### WRITTEN INSTRUCTION
How many lines in these records hold the string "components"? State only that number.

(Code that builds pages)
________________
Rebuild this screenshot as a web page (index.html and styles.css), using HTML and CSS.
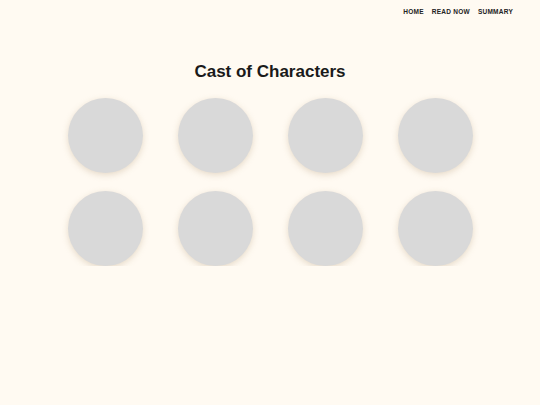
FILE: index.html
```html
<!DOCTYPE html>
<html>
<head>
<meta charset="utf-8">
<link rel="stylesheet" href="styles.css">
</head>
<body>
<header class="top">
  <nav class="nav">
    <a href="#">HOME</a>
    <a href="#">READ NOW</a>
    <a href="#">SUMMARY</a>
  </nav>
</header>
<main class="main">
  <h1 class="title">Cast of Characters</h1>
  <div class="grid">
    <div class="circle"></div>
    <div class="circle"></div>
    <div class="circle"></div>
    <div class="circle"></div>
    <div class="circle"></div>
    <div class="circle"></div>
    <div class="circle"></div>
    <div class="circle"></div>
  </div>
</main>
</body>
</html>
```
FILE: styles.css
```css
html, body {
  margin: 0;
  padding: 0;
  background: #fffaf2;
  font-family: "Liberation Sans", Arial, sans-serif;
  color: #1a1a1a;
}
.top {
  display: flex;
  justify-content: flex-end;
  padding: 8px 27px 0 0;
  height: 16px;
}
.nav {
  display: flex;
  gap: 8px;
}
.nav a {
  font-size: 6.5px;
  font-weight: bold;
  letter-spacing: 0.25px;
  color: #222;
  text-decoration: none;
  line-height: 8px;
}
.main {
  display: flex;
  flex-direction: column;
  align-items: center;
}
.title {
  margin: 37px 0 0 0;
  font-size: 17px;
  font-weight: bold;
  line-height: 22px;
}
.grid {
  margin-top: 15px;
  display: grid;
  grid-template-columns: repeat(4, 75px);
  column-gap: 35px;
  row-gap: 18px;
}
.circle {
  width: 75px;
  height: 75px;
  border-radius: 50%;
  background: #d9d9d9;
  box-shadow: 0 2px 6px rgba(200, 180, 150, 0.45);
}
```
________________
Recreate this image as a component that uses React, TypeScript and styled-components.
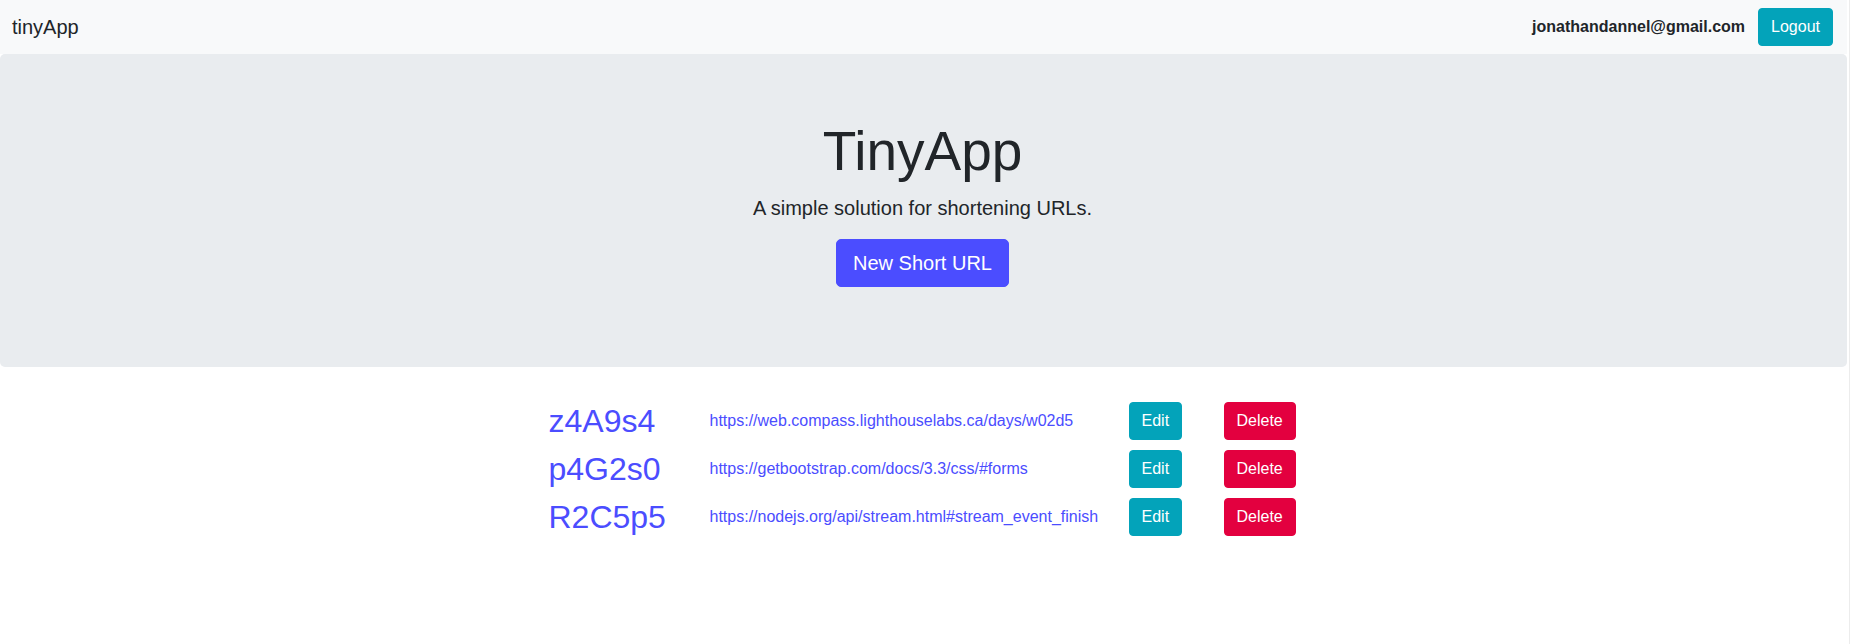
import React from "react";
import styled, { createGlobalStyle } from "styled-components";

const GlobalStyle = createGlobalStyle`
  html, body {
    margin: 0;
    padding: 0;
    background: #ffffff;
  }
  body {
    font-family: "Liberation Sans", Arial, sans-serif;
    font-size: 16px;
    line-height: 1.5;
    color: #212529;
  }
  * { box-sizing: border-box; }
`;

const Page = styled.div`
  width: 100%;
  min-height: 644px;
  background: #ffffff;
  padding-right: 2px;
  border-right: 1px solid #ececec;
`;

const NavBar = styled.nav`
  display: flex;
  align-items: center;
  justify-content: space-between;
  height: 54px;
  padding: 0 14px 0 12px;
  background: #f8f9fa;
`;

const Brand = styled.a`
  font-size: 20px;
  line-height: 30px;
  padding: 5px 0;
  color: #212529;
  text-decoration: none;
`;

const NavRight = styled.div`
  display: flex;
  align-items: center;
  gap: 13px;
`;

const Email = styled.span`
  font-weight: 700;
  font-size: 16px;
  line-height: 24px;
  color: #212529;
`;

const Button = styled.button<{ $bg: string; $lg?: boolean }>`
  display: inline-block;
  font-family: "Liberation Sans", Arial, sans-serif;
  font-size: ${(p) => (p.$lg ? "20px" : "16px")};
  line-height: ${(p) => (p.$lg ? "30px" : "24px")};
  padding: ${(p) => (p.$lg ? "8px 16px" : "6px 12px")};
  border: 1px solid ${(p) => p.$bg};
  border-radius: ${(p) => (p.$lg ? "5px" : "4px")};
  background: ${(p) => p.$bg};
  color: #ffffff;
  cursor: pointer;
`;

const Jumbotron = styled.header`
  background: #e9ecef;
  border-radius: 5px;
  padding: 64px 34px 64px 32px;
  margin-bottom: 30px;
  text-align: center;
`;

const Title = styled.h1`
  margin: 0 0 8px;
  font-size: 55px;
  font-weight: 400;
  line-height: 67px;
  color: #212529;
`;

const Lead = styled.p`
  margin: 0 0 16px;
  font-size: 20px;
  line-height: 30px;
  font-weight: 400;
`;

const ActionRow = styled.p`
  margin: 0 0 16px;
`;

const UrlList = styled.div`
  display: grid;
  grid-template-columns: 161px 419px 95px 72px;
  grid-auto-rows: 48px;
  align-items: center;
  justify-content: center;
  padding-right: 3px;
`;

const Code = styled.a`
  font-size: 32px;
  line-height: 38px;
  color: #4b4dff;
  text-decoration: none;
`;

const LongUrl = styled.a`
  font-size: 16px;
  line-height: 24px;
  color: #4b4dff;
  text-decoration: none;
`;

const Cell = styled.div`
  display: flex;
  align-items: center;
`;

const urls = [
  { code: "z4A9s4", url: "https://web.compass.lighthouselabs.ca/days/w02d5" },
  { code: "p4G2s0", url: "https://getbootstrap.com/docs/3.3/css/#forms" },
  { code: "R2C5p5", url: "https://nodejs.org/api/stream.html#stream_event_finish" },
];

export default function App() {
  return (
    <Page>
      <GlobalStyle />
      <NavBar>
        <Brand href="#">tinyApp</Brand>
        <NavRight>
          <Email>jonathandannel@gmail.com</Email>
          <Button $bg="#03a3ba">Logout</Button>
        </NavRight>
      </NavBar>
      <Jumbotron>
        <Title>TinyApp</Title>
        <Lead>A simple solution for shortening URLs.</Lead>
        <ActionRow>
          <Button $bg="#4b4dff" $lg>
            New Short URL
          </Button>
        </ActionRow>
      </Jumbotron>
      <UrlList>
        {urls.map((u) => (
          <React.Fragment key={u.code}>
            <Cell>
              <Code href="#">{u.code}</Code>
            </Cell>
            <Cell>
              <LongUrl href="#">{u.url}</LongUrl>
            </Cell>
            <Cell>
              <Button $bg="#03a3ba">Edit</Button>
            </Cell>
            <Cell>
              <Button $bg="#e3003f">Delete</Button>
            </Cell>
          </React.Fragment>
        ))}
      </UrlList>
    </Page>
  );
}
________________
### EXERCISE ANSWER
2